I'll just say at this point that the Orbs' have crap security. Even the Manhunter stuff is stupid. At the end of each day your laptop beeps dangerously and they demand you type in the names that your investigations have turned up. You can type in anything! It doesn't manner! This is terrible game design!

After freeing the green mutants of Alcatraz, they start a revolution, killing all the Orbs in the city they can reach. If you befriended one of them (thanks to the hallucinogenic vision), they dump you into a hot-air balloon. Why was this on Alcatraz? Who knows. Where are you going?? Who knows!

Ok, you have exactly one hint. A cryptic clue from the Dragon temple says that "The castle is the gateway to hell". Other clues from earlier are "Must reach hell to stop them", and "Stop them! They have almost reached life. Bring us to hell and we will show you freedom." The castle thing turns out to be a place called "Julius Castle", which you can only see at one other point in the game, if you happen to look out of a specific window.

Part of the reason this failed so much was that, again, as a non-resident of San Francisco, I had no idea of this place. Turns out the game had left out an apostrophe (Julius' Castle), and neglected to mention it wasn't a real castle, it just happened to look like one, and used to be some kind of restaurant. Seriously, how the heck is a Canadian teenager in the late 1980s with no Internet and no knowledge of San Francisco supposed to make sense of any of this?

Anyway, if you manage to land your balloon at the Castle (which you're unlikely to do, since the travel screen doesn't make it at all obvious, and is even deceptive), you tumble down into the Orbs' underground mining operation.

All the major locations inside the mine have inexplicable code-names, which you had no way of knowing about in advance. "Hell" is the central command room. "Slavery" is for... slaves? "Freedom" is... an important room? But you don't know why.
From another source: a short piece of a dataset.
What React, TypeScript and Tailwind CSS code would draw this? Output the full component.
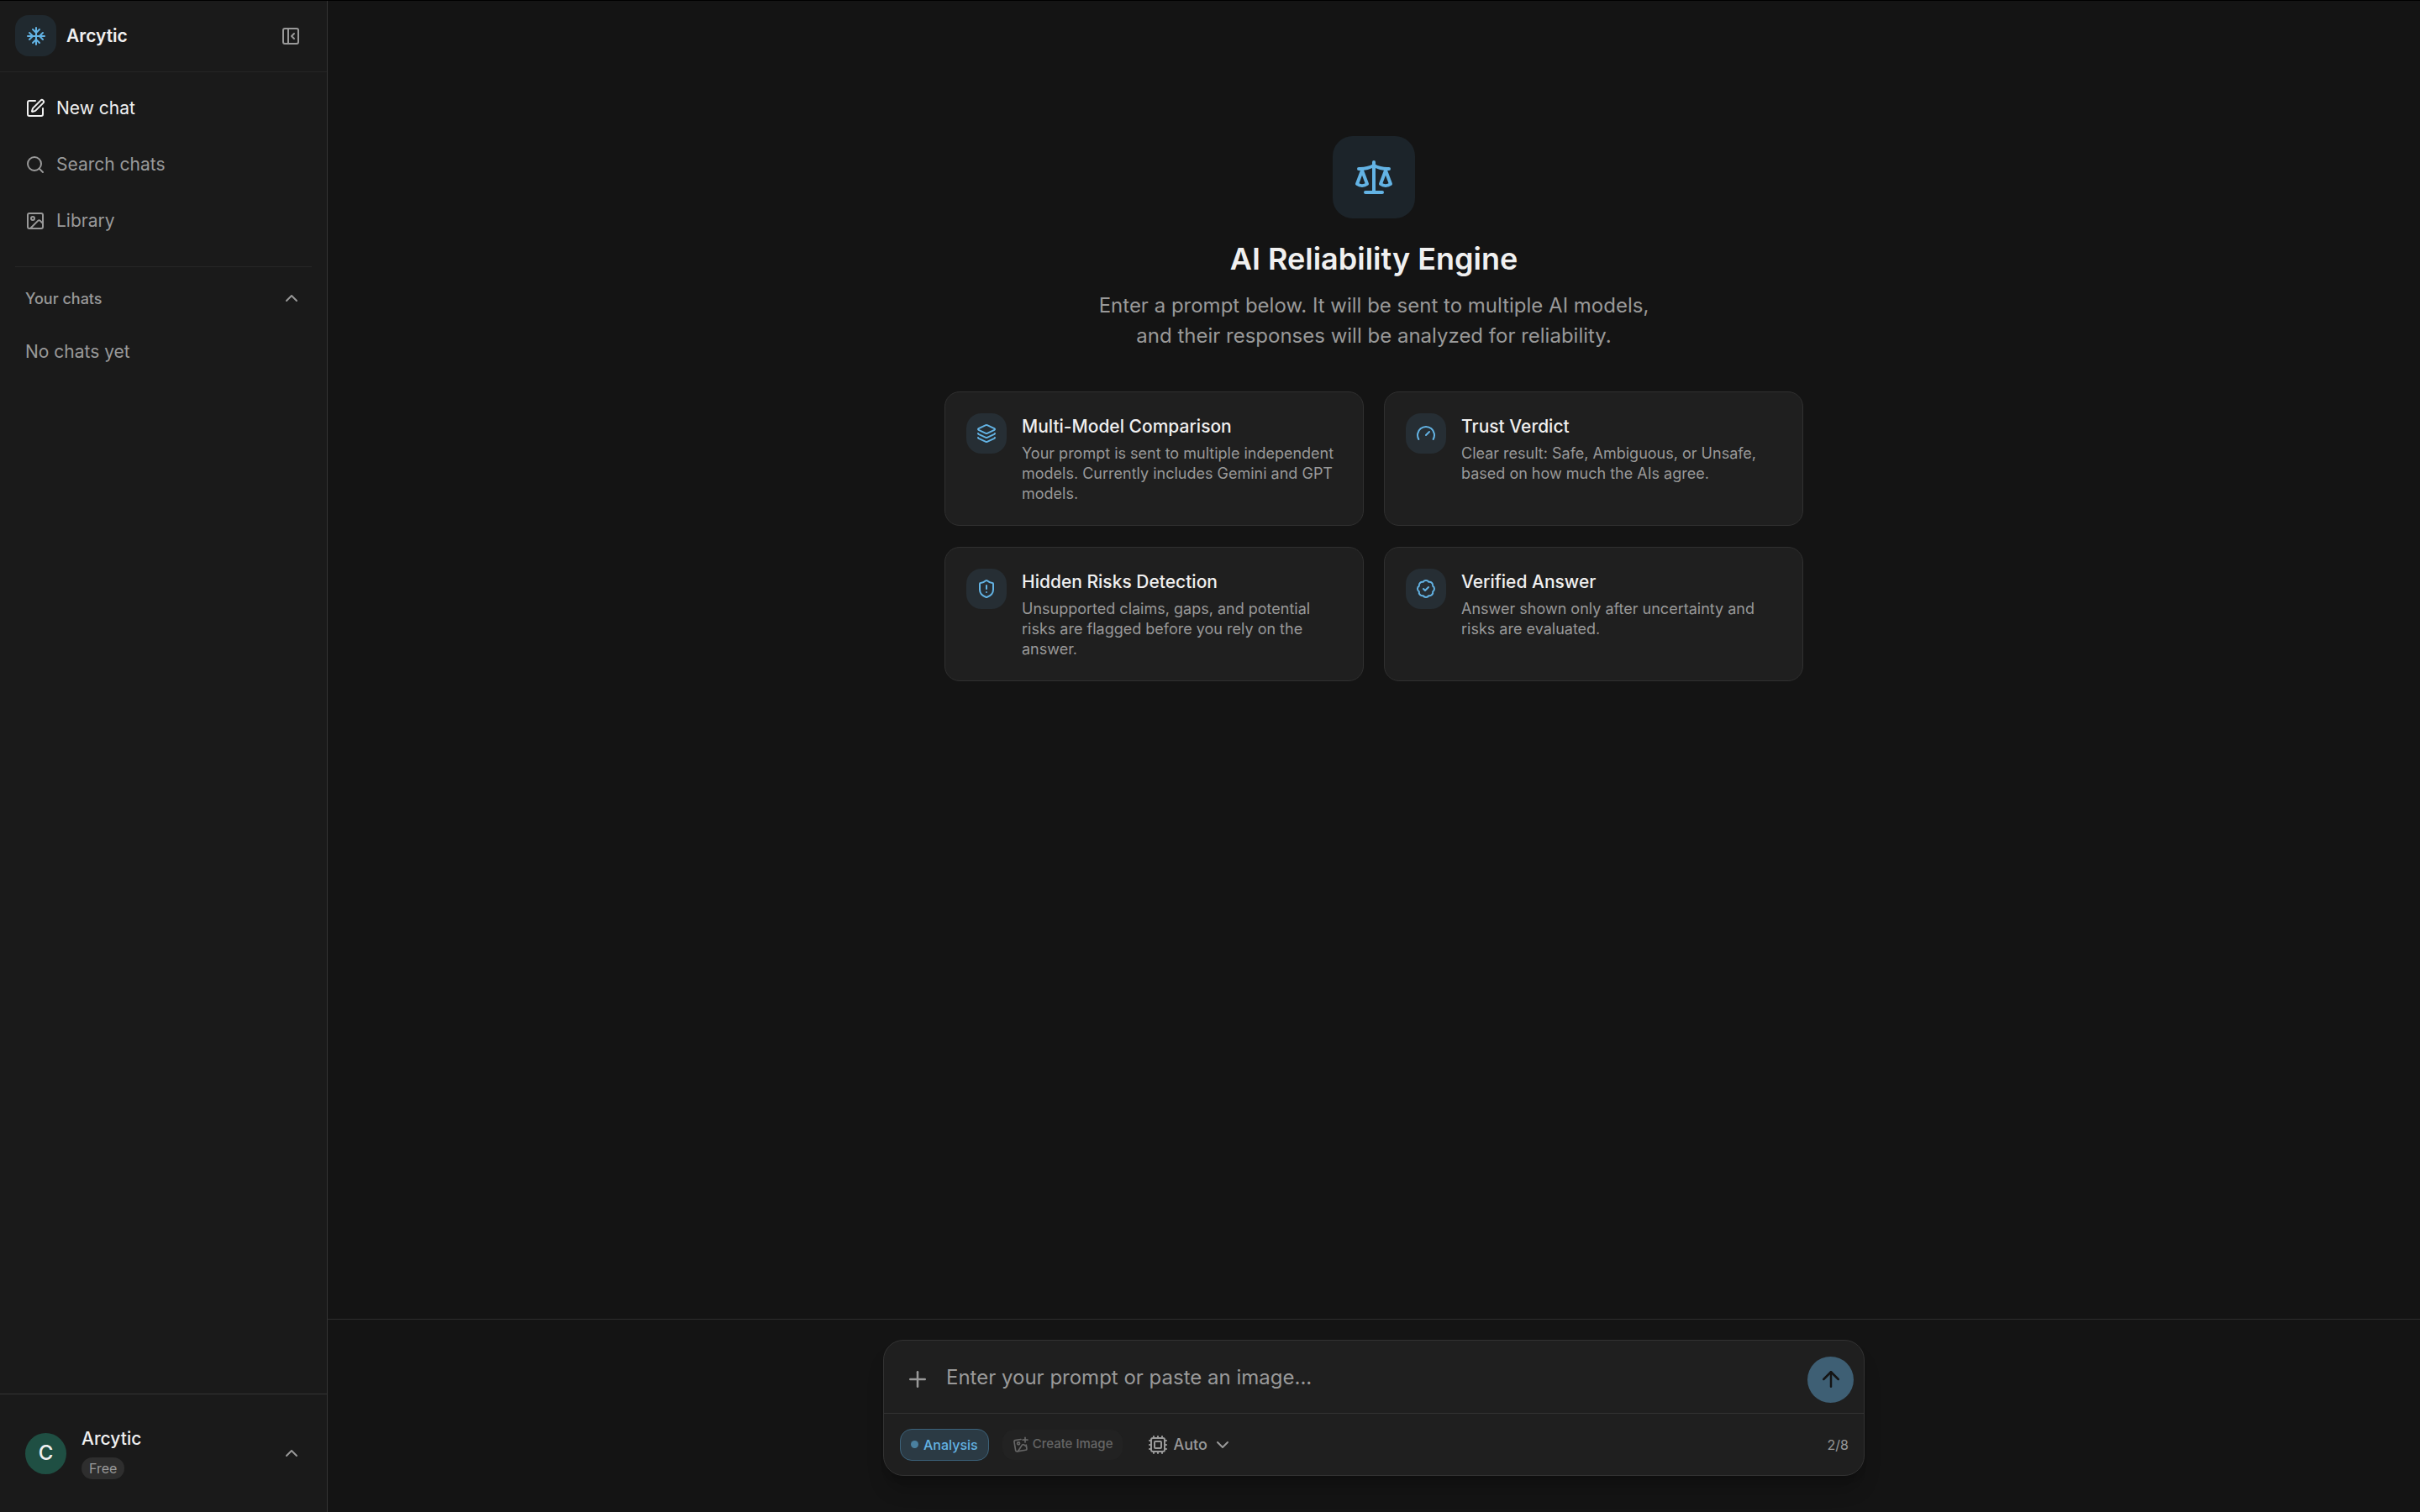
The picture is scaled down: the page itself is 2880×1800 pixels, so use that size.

And "Life" is the molten lava under the Earth's crust that the Orbs are trying to drill to. Maybe for terraforming? Who knows.

You rearrange slaves and robots into different rooms while opening and closing gates to control where lava goes. If you do it right, you roast all the robots, free all the slaves, and leave a path open to reach Freedom. Oh, and lava spills out onto the streets around the famous places in the city.

In Freedom, you take control of a giant drilling machine. The code to turn it on... was written on that slave's arm that got chopped off. Why did he have the code? Was his kidnapping just a coincidence? Who knows! The game ends with the most frustrating mini-game of all, trying to navigate your drill through a maze of tight caverns. The controls are completely janky, you have to constantly save-scum. So much hatred for the game at this point.

Returning to the surface, you catch Phil as he (again) takes to a spaceship to escape the city, and you hang on to its edge, your fingers losing circulation and your body probably losing oxygen as well. The third game in the series was never made.

Meanwhile, all the mutants in the city magically revert to human form. Maybe because you stopped the weird smoke the Orbs were spewing into the atmosphere? Except the cure is instant. Which means that anyone in a well-ventilated room would have been cured earlier. Anyway, now all the ex-mutants are wandering the streets naked. The horrible low resolution of the graphics is kind of a blessing here.

So... this was a dumb, terrible game. There are about ten mini-games, eight of them horrible. Seriously, use save-states, and make sure you can turn down the speed of your DOS emulator. Oh, and it's possible to make your game unwinnable. You play the game out of being stubborn, only to finish with a lack of closure. There's intriguing world-building, but nothing makes sense. The positive feelings from solving a few of the puzzles are destroyed by the many, many frustrations.

Never play Manhunter.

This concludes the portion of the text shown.